In einer digitalen, anonymen Welt wird eins immer wichtiger: die Nähe zu den Ursprüngen. Das gilt auch für Lebensmittel. Im letzten Jahrzehnt wurden viele kleine Metzgereien und Bäckereien von großen Supermarktketten ersetzt. Jetzt zeigt sich die Gegenbewegung. Es soll vorbei sein mit bis zur Unkenntlichkeit eingeschweißten Produkten aus dem Supermarkt um die Ecke. Der neue Trend „Meet-Food“ treibt die Menschen zurück in die Hofläden und Traditionsmetzgereien, um einen Blick hinter die Kulissen zu werfen.
Das Thema Essen ist in den letzten Jahren präsenter und vielschichtiger geworden, manch einer spricht schon von einer Art Ersatzreligion. Es ist die Macht, endlich etwas kontrollieren zu können, denn bei der Dynamik der aufkommenden Food-Trends könnte man sich fast selbst verlieren. Sollte ich Paleo ausprobieren, bin ich ein Flexitarier oder etwa ein Freetarier? Esse ich falsch? Was darf ich überhaupt noch essen?

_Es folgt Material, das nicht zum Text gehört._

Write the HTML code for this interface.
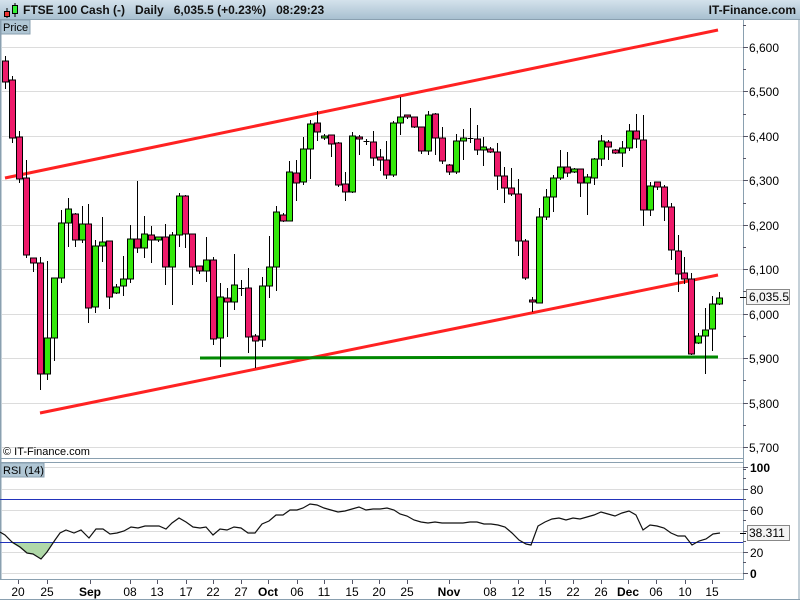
<!DOCTYPE html>
<html><head><meta charset="utf-8"><style>
html,body{margin:0;padding:0;width:800px;height:600px;overflow:hidden;background:#fff;font-family:"Liberation Sans",Arial,sans-serif}
#hdr{position:absolute;left:0;top:0;width:800px;height:20px;background:linear-gradient(#d4e2ec,#a8c0d0);border-bottom:1px solid #8aa0b0;box-sizing:border-box}
#hdr .t{position:absolute;left:23px;top:3px;font-size:12px;font-weight:bold;color:#111;white-space:pre}
#hdr .r{position:absolute;right:4px;top:3px;font-size:12px;font-weight:bold;color:#111}
</style></head><body>
<div id="hdr"><span class="t">FTSE 100 Cash (-)   Daily   6,035.5 (+0.23%)   08:29:23</span><span class="r">IT-Finance.com</span>
<svg style="position:absolute;left:3px;top:2px" width="16" height="16"><line x1="4" y1="6" x2="4" y2="16" stroke="#000"/><rect x="1.5" y="9.5" width="5" height="5" fill="#e33" stroke="#000"/><line x1="12" y1="1" x2="12" y2="15" stroke="#000"/><rect x="9.5" y="3.5" width="5" height="8" fill="#3e3" stroke="#000"/></svg>
</div>
<svg id="c" width="800" height="600" style="position:absolute;left:0;top:0" xmlns="http://www.w3.org/2000/svg" font-family="Liberation Sans, Arial, sans-serif"></svg>
<script>
var s='';
// panel frames
s+='<rect x="0" y="20" width="743" height="438" fill="#fff"/>';
s+='<line x1="0.5" y1="20" x2="0.5" y2="580" stroke="#8aa0b0" stroke-width="2"/>';
s+='<line x1="743.5" y1="20" x2="743.5" y2="580" stroke="#8aa0b0"/>';
s+='<line x1="0" y1="458.5" x2="743" y2="458.5" stroke="#8aa0b0"/>';
s+='<line x1="0" y1="462.5" x2="743" y2="462.5" stroke="#8aa0b0"/>';
s+='<line x1="0" y1="579.5" x2="743" y2="579.5" stroke="#8aa0b0"/>';
s+='<line x1="799" y1="20" x2="799" y2="600" stroke="#8aa0b0"/>';
s+='<line x1="0" y1="599.5" x2="800" y2="599.5" stroke="#8aa0b0"/>';
// price grid
var lv=[6600,6500,6400,6300,6200,6100,6000,5900,5800,5700];
lv.forEach(function(p){var y=47+(6600-p)*0.4444;y=Math.round(y)+0.5;
s+='<line x1="2" y1="'+y+'" x2="743" y2="'+y+'" stroke="#dcdcdc"/>';
s+='<line x1="743" y1="'+y+'" x2="748" y2="'+y+'" stroke="#556"/>';
var t=(p+'').replace(/(\d)(\d{3})$/,'$1,$2');
s+='<text x="749" y="'+(y+4.5)+'" font-size="12" fill="#000">'+t+'</text>';
});
for(var p=6650;p>=5650;p-=50){var y=Math.round(47+(6600-p)*0.4444)+0.5;s+='<line x1="743" y1="'+y+'" x2="746" y2="'+y+'" stroke="#556"/>';}
s+='<rect x="1" y="20" width="29" height="14" fill="#b0c6d4" stroke="#8aa0b0"/><text x="3" y="31" font-size="11">Price</text>';
s+='<text x="3" y="455" font-size="11">© IT-Finance.com</text>';
// trend lines
s+='<line x1="5" y1="178" x2="718" y2="30" stroke="#f22" stroke-width="3"/>';
s+='<line x1="40" y1="413" x2="718" y2="275" stroke="#f22" stroke-width="3"/>';
s+='<line x1="200" y1="358" x2="718" y2="357" stroke="#080" stroke-width="3"/>';
// candles: c, bt, bb, wt, wb
var d=[['r',61,82,56,89],['r',80,138,76,143],['r',137,179,131,183],['r',178,255,160,258],['r',258,263,258,272],['r',263,374,257,390],['g',338,374,261,380],['g',278,338,278,361],['g',223,278,210,283],['g',209,223,198,247],['r',214,240,213,247],['g',224,240,206,243],['r',224,308,204,323],['g',246,307,240,313],['g',242,246,217,262],['r',241,297,241,309],['g',287,293,284,294],['g',279,286,256,296],['g',239,279,225,283],['r',239,248,181,253],['g',234,248,216,258],['r',235,240,226,263],['g',237,240,237,242],['r',237,267,224,285],['g',235,267,232,305],['g',196,235,193,247],['r',196,234,195,248],['r',234,267,234,285],['r',266,271,266,274],['g',260,271,237,282],['r',260,339,257,345],['g',297,338,283,367],['r',298,302,288,337],['g',285,302,254,310],['x',288,288,280,296],['r',288,337,268,353],['r',336,341,334,368],['g',286,340,277,347],['g',267,286,236,298],['g',212,267,206,291],['r',215,221,213,222],['g',172,221,161,221],['r',173,183,160,201],['g',149,182,137,185],['g',124,149,120,179],['r',123,132,111,141],['g',136,138,134,140],['r',135,144,135,157],['r',143,185,142,187],['r',184,192,172,201],['g',136,192,132,193],['r',137,139,135,155],['x',141,141,139,145],['r',142,158,131,166],['r',157,160,149,171],['r',160,175,141,179],['g',123,175,121,177],['g',117,123,97,135],['r',115,117,115,119],['r',117,127,117,128],['r',127,151,127,154],['g',115,151,111,155],['r',114,138,113,155],['r',138,161,127,164],['r',165,172,164,175],['g',141,172,134,174],['g',138,141,129,160],['x',138,138,108,143],['r',139,150,125,155],['g',147,150,137,166],['r',149,152,147,153],['r',152,176,143,190],['r',176,188,167,203],['r',188,194,168,196],['r',194,241,179,256],['r',241,278,239,280],['r',300,302,297,312],['g',217,303,208,303],['g',197,217,189,220],['g',178,197,175,212],['g',167,178,150,180],['r',167,173,152,177],['g',169,172,168,173],['r',169,183,169,197],['g',177,183,174,215],['g',159,178,158,185],['g',141,159,135,166],['r',142,147,140,160],['r',150,153,149,154],['g',148,153,141,167],['g',131,148,124,151],['r',131,139,114,148],['r',140,210,115,226],['g',186,210,182,216],['r',182,187,182,190],['r',187,207,185,221],['r',207,250,203,260],['r',251,274,235,292],['r',273,279,257,284],['r',279,354,273,355],['g',336,343,333,344],['g',330,336,308,374],['g',304,329,296,351],['g',298,304,292,305]];
d.forEach(function(c,i){var x=Math.round(5.3+6.93*i)+0.5;
s+='<line x1="'+x+'" y1="'+c[3]+'" x2="'+x+'" y2="'+c[4]+'" stroke="#000"/>';
if(c[0]=='x'){s+='<line x1="'+(x-3)+'" y1="'+c[1]+'.5" x2="'+(x+3)+'" y2="'+c[1]+'.5" stroke="#000"/>';}
else{var h=Math.max(c[2]-c[1],2);s+='<rect x="'+(x-3)+'" y="'+c[1]+'" width="6" height="'+h+'" fill="'+(c[0]=='r'?'#ee1a6a':'#33e80a')+'" stroke="#000"/>';}
});
// current price label
s+='<line x1="740" y1="297.5" x2="746" y2="297.5" stroke="#000"/>';
s+='<rect x="746.5" y="289.5" width="43" height="15" fill="#f4f4f4" stroke="#888"/><text x="749" y="301" font-size="12">6,035.5</text>';
// RSI panel
[[100,467],[80,489],[60,510],[40,531],[20,552],[0,573]].forEach(function(a){var y=a[1]+0.5;
s+='<line x1="2" y1="'+y+'" x2="743" y2="'+y+'" stroke="#dcdcdc"/><line x1="743" y1="'+y+'" x2="748" y2="'+y+'" stroke="#556"/>';
if(a[0]!=40)s+='<text x="750" y="'+(y+4.5)+'" font-size="12"'+(a[0]==100||a[0]==0?' font-weight="bold"':'')+'>'+a[0]+'</text>';});
for(var v=10;v<100;v+=20){var y=Math.round(573-v*1.06)+0.5;s+='<line x1="743" y1="'+y+'" x2="746" y2="'+y+'" stroke="#556"/>';}
s+='<rect x="1" y="463" width="43" height="14" fill="#b0c6d4" stroke="#8aa0b0"/><text x="3" y="474" font-size="11">RSI (14)</text>';
s+='<polygon points="10,542 20,548 27,553 33,554 41,559 47,552 53,542" fill="#b0d8a8"/>';
s+='<line x1="0" y1="499.5" x2="743" y2="499.5" stroke="#2233bb"/><line x1="0" y1="542.5" x2="743" y2="542.5" stroke="#2233bb"/>';
var r=[[0,532],[5,535],[12,542],[20,547],[27,553],[33,554],[41,559],[47,552],[55,540],[60,533],[66,530],[74,533],[81,530],[89,538],[96,529],[103,529],[110,534],[117,533],[124,531],[131,527],[138,528],[145,526],[152,526],[159,526],[166,529],[172,523],[179,518],[186,522],[193,527],[200,528],[206,527],[213,535],[220,529],[227,530],[234,527],[241,528],[248,533],[255,533],[262,524],[269,521],[276,515],[283,515],[290,510],[297,510],[303,508],[310,504],[317,505],[324,508],[331,510],[338,512],[345,511],[352,509],[359,507],[366,510],[373,509],[380,509],[387,508],[394,510],[400,514],[407,516],[414,520],[421,522],[428,523],[435,522],[442,523],[449,523],[456,523],[463,523],[470,522],[477,522],[484,524],[491,524],[498,525],[505,527],[512,533],[519,540],[526,544],[531,545],[538,526],[545,522],[552,519],[559,518],[566,520],[573,518],[580,519],[587,517],[594,515],[601,512],[608,514],[615,516],[622,513],[629,511],[636,515],[643,530],[650,525],[657,526],[664,528],[671,533],[678,536],[685,536],[692,545],[699,541],[706,539],[713,534],[720,533]];
s+='<polyline points="'+r.map(function(p){return p.join(',')}).join(' ')+'" fill="none" stroke="#111" stroke-width="1.2"/>';
s+='<line x1="740" y1="533.5" x2="746" y2="533.5" stroke="#000"/><rect x="747.5" y="525.5" width="42" height="15" fill="#f4f4f4" stroke="#888"/><text x="749" y="537" font-size="12">38.311</text>';
// x axis
var xl=[['20',18],['25',47],['Sep',90,1],['08',130],['13',157],['17',186],['22',213],['27',241],['Oct',268,1],['06',297],['11',324],['15',352],['20',379],['25',407],['Nov',449,1],['08',490],['12',518],['15',545],['22',573],['26',601],['Dec',628,1],['06',656],['10',685],['15',712]];
xl.forEach(function(a){s+='<line x1="'+(a[1]+0.5)+'" y1="580" x2="'+(a[1]+0.5)+'" y2="584" stroke="#556"/><text x="'+a[1]+'" y="596" font-size="12" text-anchor="middle"'+(a[2]?' font-weight="bold"':'')+'>'+a[0]+'</text>';});
document.getElementById('c').innerHTML=s;
</script>
</body></html>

Meet-Food setzt genau an diese Entwicklung an mit dem Ziel, uns zu besinnen und auf die Suche nach der verlorenen Beziehung zu Lebensmitteln zu begeben. Angestoßen wurde die Bewegung von den sogenannten „Foodies“. Sie wollen ausprobieren, Hintergründe zum Produkt erfahren und wenn möglich sogar die Produktionsstätten ihrer Lebensmittel besichtigen. Lebensmittel sollen nicht mehr nur gegessen, sondern vielmehr erlebt werden. Viele Vertriebe und Produzenten sind auf die Trendwelle aufgesprungen und inszenieren ihre Arbeit als Show. So lassen sie Konsumenten am ganz besonderen Prozess teilhaben und können diese von ihrer Qualität und ihrem Handwerk überzeugen. Sie geben den Kunden die Möglichkeit, eine Beziehung zum Produkt aufzubauen und es wieder mehr wertzuschätzen. Wer sich hier gut vermarkten kann und sein Handwerk in den Vordergrund stellt, ist klar im Vorteil. Aus der einfachen Käse-, Brot- oder Weinproduktion entsteht ein großes Event mit anschließender Verkostung. Der Kreativität sind keine Grenzen gesetzt.
Das beste Beispiel hierfür: die Bäckerei Hardt aus Köln. Regelmäßig veranstaltet sie erfolgreich Backevents für Klein und Groß. Beim Kneten, Rollen und Rühren zeigt sich für viele zum ersten Mal, wie viel Arbeit und Mühe hinter einem einzigen Brot steckt. Am Ende kann jeder stolz auf sein Ergebnis sein: ein eigenes Brot mit viel Liebe und regionalen Inhaltsstoffen gebacken zu haben.
Wer im wahrsten Sinne des Wortes zu den Wurzeln zurück will, baut selbst an. Den aufkommenden Trend haben auch viele Landwirte für sich genutzt. Sie vermieten ihre bereits bestellten Felder an Interessierte. So geben sie Stadtmenschen die Chance, einen Schritt in Richtung Selbstversorgung zu wagen. Durch die langjährige Erfahrung und Unterstützung der Landwirte kann so jeder zum Gemüsegärtner werden. Wer jedoch kein ganzes Feld bewirtschaften will, dem kommt die Industrie anders entgegen. Unternehmen stürmen den Markt mit Innovationen, die den Konsumenten die Lebensmittel näher bringen sollen. So gibt es bereits einige kleine Gewächshäuser für die Großstadtfamilie. Die Samen werden in einen speziellen Topf gepflanzt, welcher sich mithilfe einer App mit den Personen verbindet. Sie werden so immer über die besonderen Bedürfnisse informiert, ohne großes Hintergrundwissen mitzubringen und können ihrer Pflanze mit Erfolgsgarantie beim Wachsen zuschauen.
Der Trend „Meet-Food“ fasst das aufkommende Interesse gegenüber den konsumierten Lebensmitteln in einem Begriff zusammen. Wohin sich der Hype entwickeln wird, ist unklar. Eins zeichnet sich jedoch deutlich ab: Lebensmittel sind mehr als nur ein reines Mittel zum Überleben und schaffen durch ihre sozialen Events den Gegentrend zur digitalen Anonymität.